Are you a pop music fan?
Does music play a backdrop to your life?
Do you like any of the music I’ve linked to above?
I’d love to know your thoughts on this post, I’d very much appreciate it if you’d leave a comment and/or tap the heart icon to leave a like for it.
What a gift that you and your father got to see the Beatles laughing on the street! Great article! Music is an important part of my life. I enjoy all types, even some opera and rap.
My mom and the movie, American Graffiti, helped me enjoy the music from the 50s. “Earth Angel” was the song my mom used to sing to me while hugging me.
I was born in1962, which helped me love the music from the 60s. My father had the Beatles’ Sergeant Pepper’s album, the Rolling Stone’s Between the Buttons album, and Cheap Thrills album by Janis Joplin (Big Brother and the Holding company). Thus, influencing my love of rock and roll.
I also love anything Motown! And I was a huge fan of the Jackson Five. I’m looking forward to part two. Have a musical week!

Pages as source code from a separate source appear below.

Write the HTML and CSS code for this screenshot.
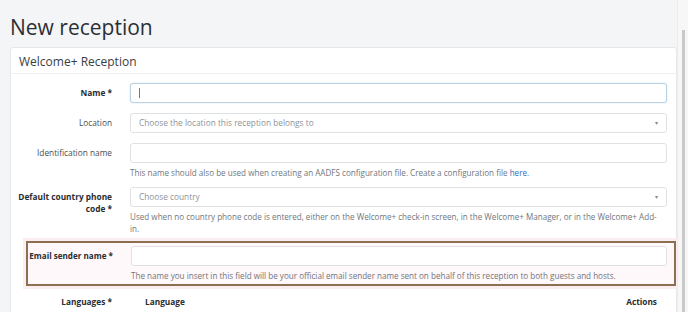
FILE: index.html
```html
<!DOCTYPE html>
<html lang="en">
<head>
  <meta charset="UTF-8" />
  <title>New reception</title>
  <link rel="stylesheet" href="styles.css">
</head>
<body>

  <h1 class="page-title">New reception</h1>

  <div class="card">
    <div class="card-header">Welcome+ Reception</div>

    <div class="card-body">
      <!-- Name -->
      <div class="form-row">
        <label class="form-label required">Name *</label>
        <div class="form-field">
          <div class="input focused"><span class="caret"></span></div>
        </div>
      </div>

      <!-- Location -->
      <div class="form-row">
        <label class="form-label">Location</label>
        <div class="form-field">
          <div class="input select">
            <span class="placeholder">Choose the location this reception belongs to</span>
            <span class="arrow">&#9662;</span>
          </div>
        </div>
      </div>

      <!-- Identification name -->
      <div class="form-row with-help">
        <label class="form-label">Identification name</label>
        <div class="form-field">
          <div class="input"></div>
          <p class="help">This name should also be used when creating an AADFS configuration file. Create a configuration file <a href="#">here.</a></p>
        </div>
      </div>

      <!-- Default country -->
      <div class="form-row before-highlight">
        <label class="form-label required">Default country phone code *</label>
        <div class="form-field">
          <div class="input select">
            <span class="placeholder">Choose country</span>
            <span class="arrow">&#9662;</span>
          </div>
          <p class="help">Used when no country phone code is entered, either on the Welcome+ check-in screen, in the Welcome+ Manager, or in the Welcome+ Add-in.</p>
        </div>
      </div>

      <!-- Email sender name (highlighted) -->
      <div class="form-row highlight">
        <label class="form-label required">Email sender name *</label>
        <div class="form-field">
          <div class="input"></div>
          <p class="help">The name you insert in this field will be your official email sender name sent on behalf of this reception to both guests and hosts.</p>
        </div>
      </div>

      <!-- Languages -->
      <div class="form-row">
        <label class="form-label required">Languages *</label>
        <div class="form-field">
          <table class="lang-table">
            <thead>
              <tr>
                <th>Language</th>
                <th class="right">Actions</th>
              </tr>
            </thead>
          </table>
        </div>
      </div>
    </div>
  </div>

  <div class="scrollbar"><div class="thumb"></div></div>

</body>
</html>
```

FILE: styles.css
```css
body {
  font-family: 'Open Sans', 'Noto Sans', sans-serif;
  margin: 0;
  padding: 0 0 0 10px;
  background: #f4f5f7;
  color: #333;
  overflow: hidden;
}

.page-title {
  font-size: 21px;
  font-weight: 400;
  line-height: 25px;
  margin: 15px 0 7px 0;
  color: #2b2f33;
}

/* Karta */
.card {
  width: 667px;
  background: white;
  border: 1px solid #e6e8eb;
  border-radius: 3px;
  box-sizing: border-box;
}

.card-header {
  height: 26px;
  line-height: 24px;
  padding: 2px 0 0 8px;
  box-sizing: border-box;
  font-size: 12px;
  color: #3a3e42;
  border-bottom: 1px solid #eef0f2;
}

.card-body {
  padding: 9px 9px 0 0;
}

/* Riadky formulára */
.form-row {
  display: grid;
  grid-template-columns: 101px 1fr;
  column-gap: 18px;
  margin-bottom: 10px;
}

.form-row.with-help {
  margin-bottom: 8px;
}

.form-row.before-highlight {
  margin-bottom: 6px;
}

.form-label {
  text-align: right;
  font-size: 8.3px;
  line-height: 12px;
  padding-top: 4px;
  color: #4a4e52;
}

.form-label.required {
  font-weight: 700;
  color: #2a2d30;
}

.input {
  height: 20px;
  border: 1px solid #dfe2e5;
  border-radius: 3px;
  box-sizing: border-box;
  display: flex;
  align-items: center;
  padding: 0 8px;
  background: white;
}

.input.focused {
  border-color: #b9d3e3;
  box-shadow: 0 0 2px rgba(120,170,210,0.35);
}

.caret {
  width: 1px;
  height: 10px;
  background: #777;
}

.select {
  justify-content: space-between;
}

.placeholder {
  font-size: 8.3px;
  line-height: 12px;
  color: #8d9399;
}

.arrow {
  font-size: 6px;
  color: #888;
}

.help {
  margin: 4px 0 0 0;
  padding-right: 4px;
  font-size: 8.1px;
  line-height: 12px;
  color: #70767c;
}

.help a {
  color: #3b6db3;
  text-decoration: none;
}

/* Zvýraznený riadok */
.form-row.highlight {
  margin: 0 -9px 6px 15px;
  grid-template-columns: 85px 1fr;
  border: 2px solid #8c6e50;
  padding: 3px 7px 2px 0;
  background: #fef8fa;
  box-shadow: 0 0 0 3px #fcedf1;
}

.form-row.highlight .form-label {
  white-space: nowrap;
  font-size: 8.1px;
}

/* Tabuľka jazykov */
.lang-table {
  width: 100%;
  border-collapse: collapse;
  font-size: 8.3px;
}

.lang-table th {
  text-align: left;
  padding: 4px 10px 5px 15px;
  border-bottom: 1px solid #e3e6e9;
  color: #2a2d30;
  font-weight: 700;
}

.lang-table th.right {
  text-align: right;
}

/* Posuvník */
.scrollbar {
  position: fixed;
  top: 0;
  right: 0;
  width: 10px;
  height: 100%;
  background: #f7f7f7;
  border-left: 1px solid #ececec;
}

.scrollbar .thumb {
  margin: 30px 0 0 4px;
  width: 3px;
  height: 290px;
  background: #c9c9c9;
}
```
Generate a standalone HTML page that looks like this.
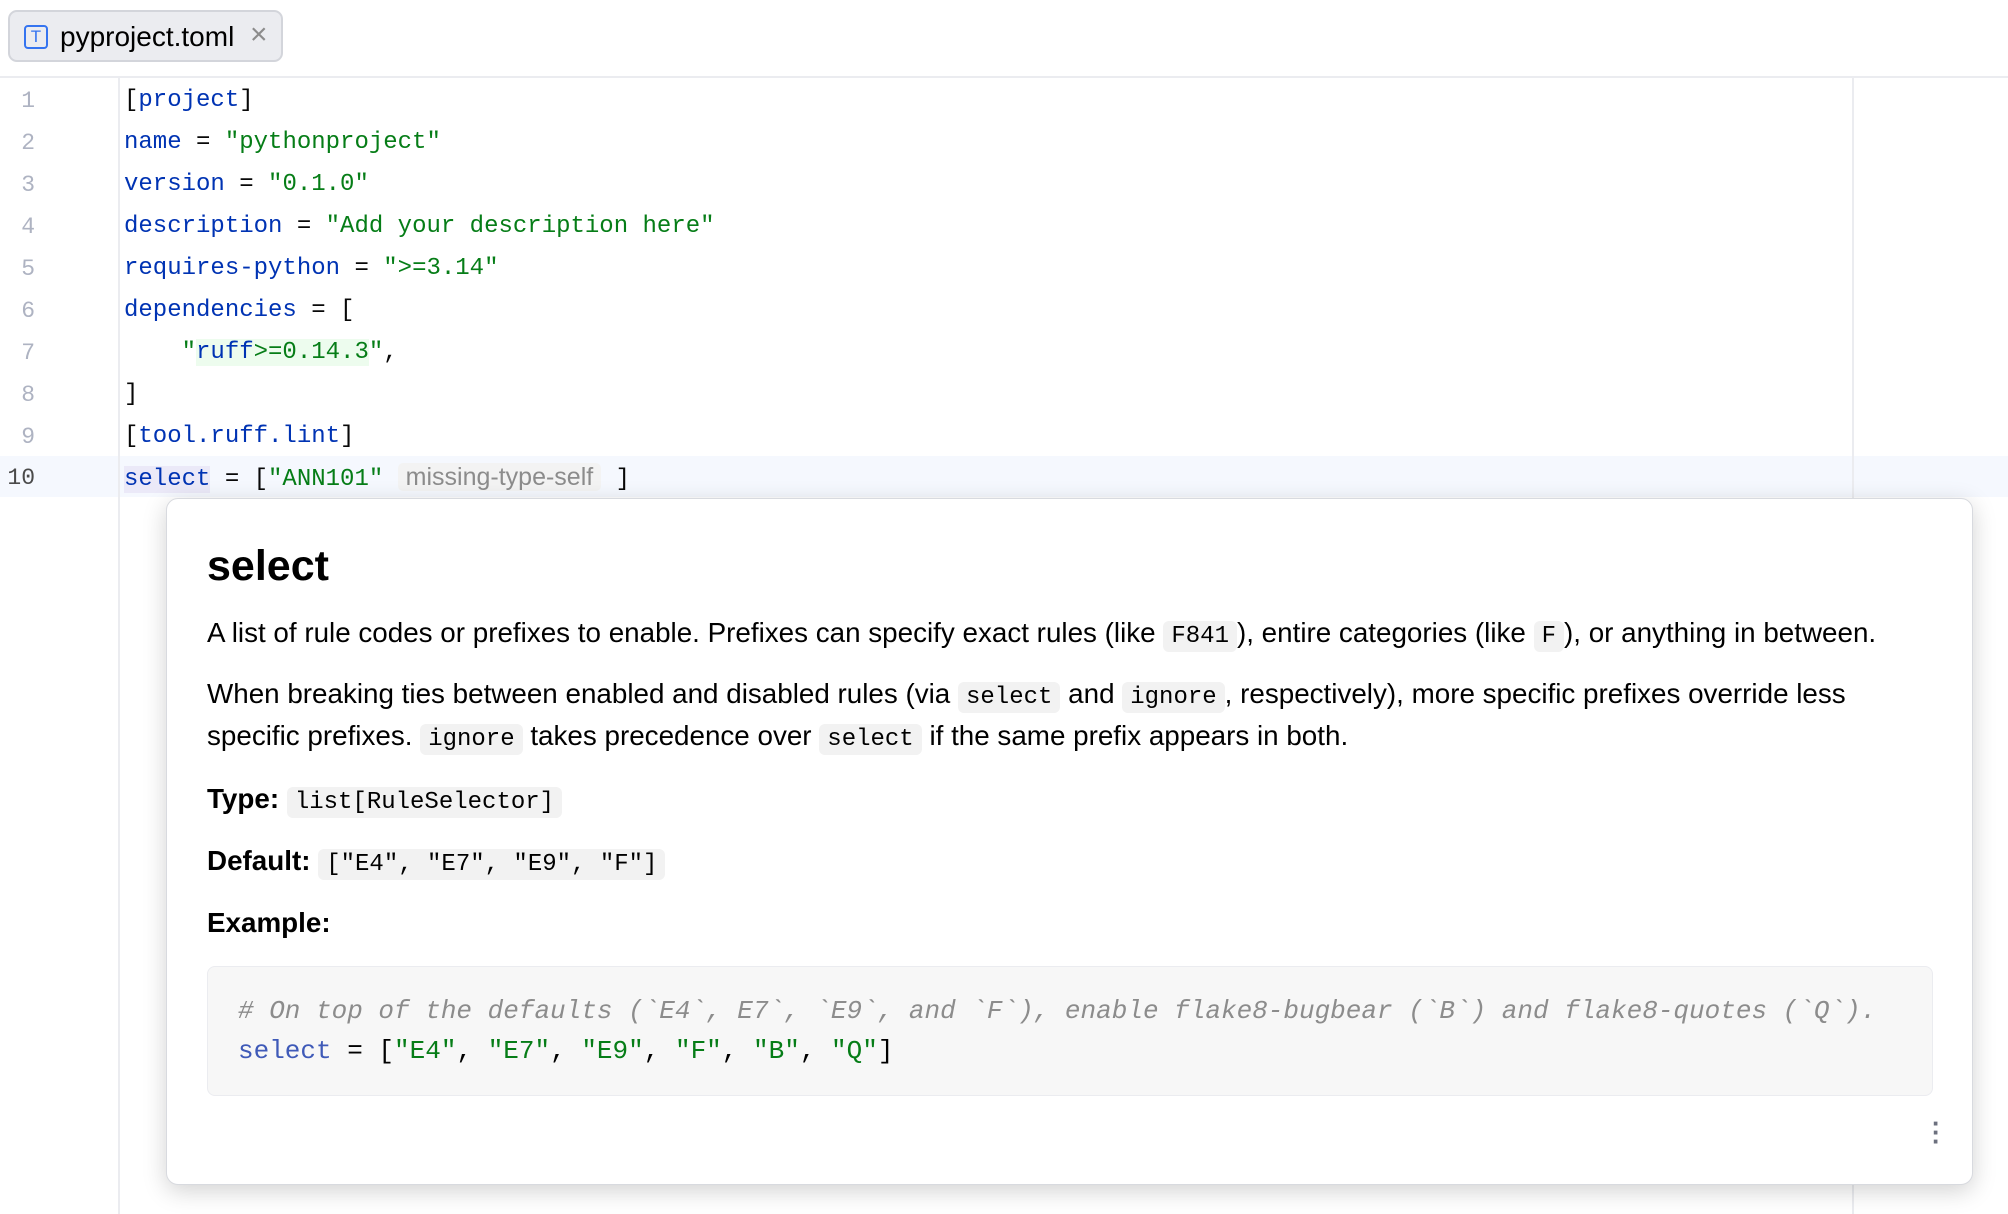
<!DOCTYPE html>
<html><head><meta charset="utf-8"><style>
*{margin:0;padding:0;box-sizing:border-box}
body{width:2008px;height:1214px;background:#fff;position:relative;overflow:hidden;font-family:"Liberation Sans",sans-serif}
.tab{position:absolute;left:8px;top:10px;width:275px;height:52px;background:#ebecf0;border:2px solid #d3d5db;border-radius:9px}
.tab .ic{position:absolute;left:14px;top:13px;width:24px;height:24px;border:2.5px solid #3574f0;border-radius:4px;color:#3574f0;font-size:17px;line-height:19px;text-align:center}
.tab .t{position:absolute;left:50px;top:9px;font-size:28px;color:#000}
.tab .x{position:absolute;left:240px;top:6px;font-size:30px;color:#8c8c8c}
.hline{position:absolute;left:0;top:76px;width:2008px;height:2px;background:#ebecf0}
.gut{position:absolute;left:118px;top:78px;width:2px;height:1136px;background:#ebecf0}
.rm{position:absolute;left:1852px;top:78px;width:2px;height:1136px;background:#ebecf0}
.cur{position:absolute;left:0;top:456px;width:2008px;height:41px;background:#f5f8fe}
.ln{position:absolute;left:0;width:35px;text-align:right;font-family:"Liberation Mono",monospace;font-size:23px;color:#aeb3c2}
.code{position:absolute;left:124px;font-family:"Liberation Mono",monospace;font-size:24px;color:#080808;white-space:pre;line-height:30px}
.k{color:#0033b3}.s{color:#067d17}
.pop{position:absolute;left:166px;top:498px;width:1807px;height:687px;background:#fff;border:1px solid #d8dadf;border-radius:12px;box-shadow:0 6px 24px rgba(0,0,0,.18)}
.p{position:absolute;left:40px;font-size:27.8px;color:#000;white-space:nowrap}
.c{font-family:"Liberation Mono",monospace;font-size:24px;background:#f2f2f2;border-radius:6px;padding:2px 8px}
h1{position:absolute;left:40px;top:43px;font-size:43px;font-weight:bold}
.blk{position:absolute;left:40px;top:467px;width:1726px;height:130px;background:#f7f7f7;border:1px solid #ebecf0;border-radius:8px}
.bc{position:absolute;left:30px;font-family:"Liberation Mono",monospace;font-size:26px;white-space:pre}
</style></head><body>
<div class="tab"><div class="ic">T</div><div class="t">pyproject.toml</div><div class="x">×</div></div>
<div class="hline"></div>
<div class="cur"></div>
<div class="gut"></div><div class="rm"></div>
<div class="ln" style="top:88px">1</div>
<div class="ln" style="top:130px">2</div>
<div class="ln" style="top:172px">3</div>
<div class="ln" style="top:214px">4</div>
<div class="ln" style="top:256px">5</div>
<div class="ln" style="top:298px">6</div>
<div class="ln" style="top:340px">7</div>
<div class="ln" style="top:382px">8</div>
<div class="ln" style="top:424px">9</div>
<div class="ln" style="top:465px;color:#4a4a4a">10</div>
<div class="code" style="top:86px">[<span class="k">project</span>]</div>
<div class="code" style="top:128px"><span class="k">name</span> = <span class="s">"pythonproject"</span></div>
<div class="code" style="top:170px"><span class="k">version</span> = <span class="s">"0.1.0"</span></div>
<div class="code" style="top:212px"><span class="k">description</span> = <span class="s">"Add your description here"</span></div>
<div class="code" style="top:254px"><span class="k">requires-python</span> = <span class="s">"&gt;=3.14"</span></div>
<div class="code" style="top:296px"><span class="k">dependencies</span> = [</div>
<div class="code" style="top:338px">    <span class="s">"<span style="background:#edfcee"><span class="k">ruff</span>&gt;=0.14.3</span>"</span>,</div>
<div class="code" style="top:380px">]</div>
<div class="code" style="top:422px">[<span class="k">tool.ruff.lint</span>]</div>
<div class="code" style="top:462px"><span class="k" style="background:#ebe9f8">select</span> = [<span class="s">"ANN101"</span> <span style="font-family:'Liberation Sans',sans-serif;color:#8c8c8c;background:#f3f3f3;border-radius:5px;padding:0 8px;font-size:25px">missing-type-self</span> ]</div>
<div class="pop">
<h1>select</h1>
<div class="p" style="top:118px">A list of rule codes or prefixes to enable. Prefixes can specify exact rules (like <span class="c">F841</span>), entire categories (like <span class="c">F</span>), or anything in between.</div>
<div class="p" style="top:179px">When breaking ties between enabled and disabled rules (via <span class="c">select</span> and <span class="c">ignore</span>, respectively), more specific prefixes override less</div>
<div class="p" style="top:221px">specific prefixes. <span class="c">ignore</span> takes precedence over <span class="c">select</span> if the same prefix appears in both.</div>
<div class="p" style="top:284px"><b>Type:</b> <span class="c">list[RuleSelector]</span></div>
<div class="p" style="top:346px"><b>Default:</b> <span class="c">["E4", "E7", "E9", "F"]</span></div>
<div class="p" style="top:408px"><b>Example:</b></div>
<div class="blk">
<div class="bc" style="top:29px;color:#8c8c8c;font-style:italic"># On top of the defaults (`E4`, E7`, `E9`, and `F`), enable flake8-bugbear (`B`) and flake8-quotes (`Q`).</div>
<div class="bc" style="top:69px"><span style="color:#3f5ab8">select</span> = [<span class="s">"E4"</span>, <span class="s">"E7"</span>, <span class="s">"E9"</span>, <span class="s">"F"</span>, <span class="s">"B"</span>, <span class="s">"Q"</span>]</div>
</div>
<div style="position:absolute;left:1765px;top:620px;color:#6c707e;font-size:26px;font-weight:bold;line-height:9px">·<br>·<br>·</div>
</div>
</body></html>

Hello Pat, I loved your post. |To me you seem like an actual time traveller. It's amazing that you saw the Beetles in your hometown before they became famous.
Music does chart a course through your life. What we were listening to at the saddest moments. What we were listening to when we were happy. I can remember listening to the Rumours by Fleetwoodmac. It was the 80s and it was a strange feeling to listen to music my mum had listened to before she was my mum. As a small child, it can be difficult for you to imagine your parents having any other role in their lives, apart from being parents.
I remember listening to The Joshua Tree, or Achtung Baby by U2; this was always in the car on the way to the seaside. As I formed more solid ideas about what I liked I listened to Nirvana was my first real musical obsession. When you're a teenager and you feel like the world is against you, you search for things that give you anger and pain a voice. You feel elevated above the level of your parents; whom you consider to be Palaeolithic creatures with no idea of the world you've been born into.
I can't wait to see what you write in part 2.